A conference which is addressing issues relating to investor-State arbitration and human rights; and Arbitration and Access to justice, opened this morning at Intercontinental Hotel, Balaclava. Around 200 participants (local and foreign) are attending the event.
The Conference will be followed by the signature ceremony of the United Nations Convention on Transparency in Treaty-based Investor-State Arbitration (Mauritius Convention on Transparency).
The Convention is an instrument by which Parties to investment treaties express their consent to apply the Rules on Transparency in Treaty-based Investor-State Arbitration of the United Nations Commission on International Trade Law (UNCITRAL) to their existing investment promotion and protection agreements concluded before 1st April 2014.
Speaking at the opening of the conference, the Minister of Foreign Affairs, Regional Integration and International Trade, Mr Etienne Sinatambou, stressed the importance of transparency in Treaty-based investor-State Arbitration, while commending the UNCITRAL’s ongoing work on transparency.
The signing in Mauritius of the United Nations Convention on Transparency in Treaty-based Investor-State Arbitration, also known as the ‘Mauritius Convention on Transparency’ is a matter of pride for any Mauritian, official, as well as the Government, said the Minister.

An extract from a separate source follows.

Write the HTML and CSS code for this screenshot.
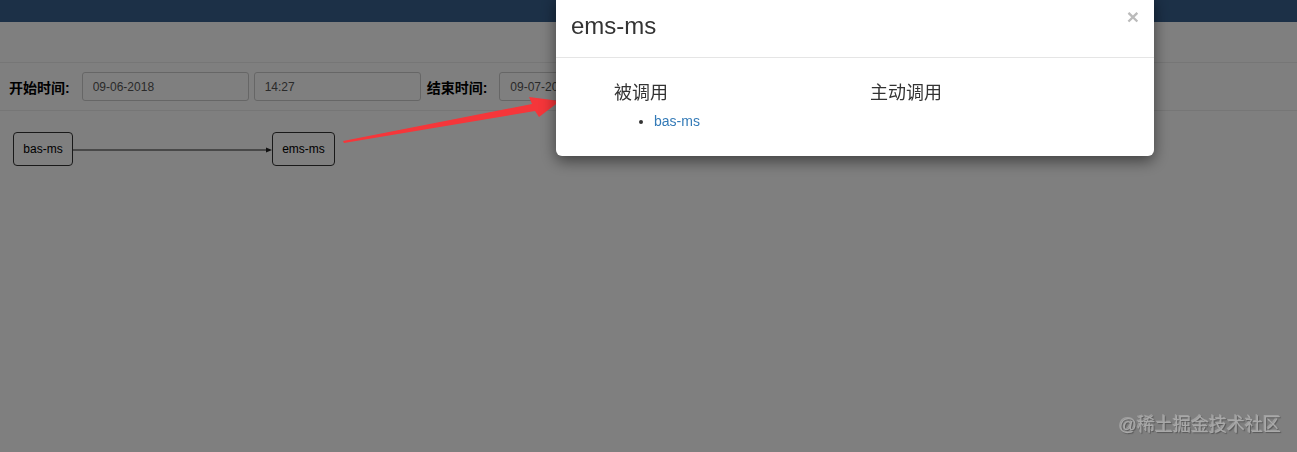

According to him, when Mauritius embarked into attempting to become an arbitration hub it was not a matter to compete with the rest of the world but to establish partnerships with other countries. He also expressed conviction that what we are going to do today and what we have done in the last 25 years are complementary.
For his part, the Under-Secretary-General for Legal Affairs and Legal Counsel of the UN, Mr Miguel de Serpa Soares, observed that Mauritius is a country that has truly embraced international arbitration as an effective method of resolving commercial and investment disputes.
As regards the UNCITRAL Rules on Transparency, the Under-Secretary-General observed that these rules represent a fundamental change from the status quo of investment arbitrations often conducted behind closed doors and hidden from the public view, even when the issues being raised gather much attention from the public and the media. ‘All in all, I firmly believe that the conclusion of the Mauritius Convention is a momentous occasion in the field of investment arbitration’, he said.
Presentations during the one-day conference focused on the following: How to ensure that human rights norms and standards inform law-making related to trade and investment at the national level; Transparency, accountability and access to information as important values in treaty-based, investor-State arbitration; Mauritius Convention on Transparency, a means to effectively address issues in the field of treaty-based investor-State arbitration; Places for regional arbitration – The experience of Mauritius; Investment arbitration in Africa; General framework – UN contributions to the development of arbitration; and the Relevance of transparency for setting up dispute settlement mechanisms.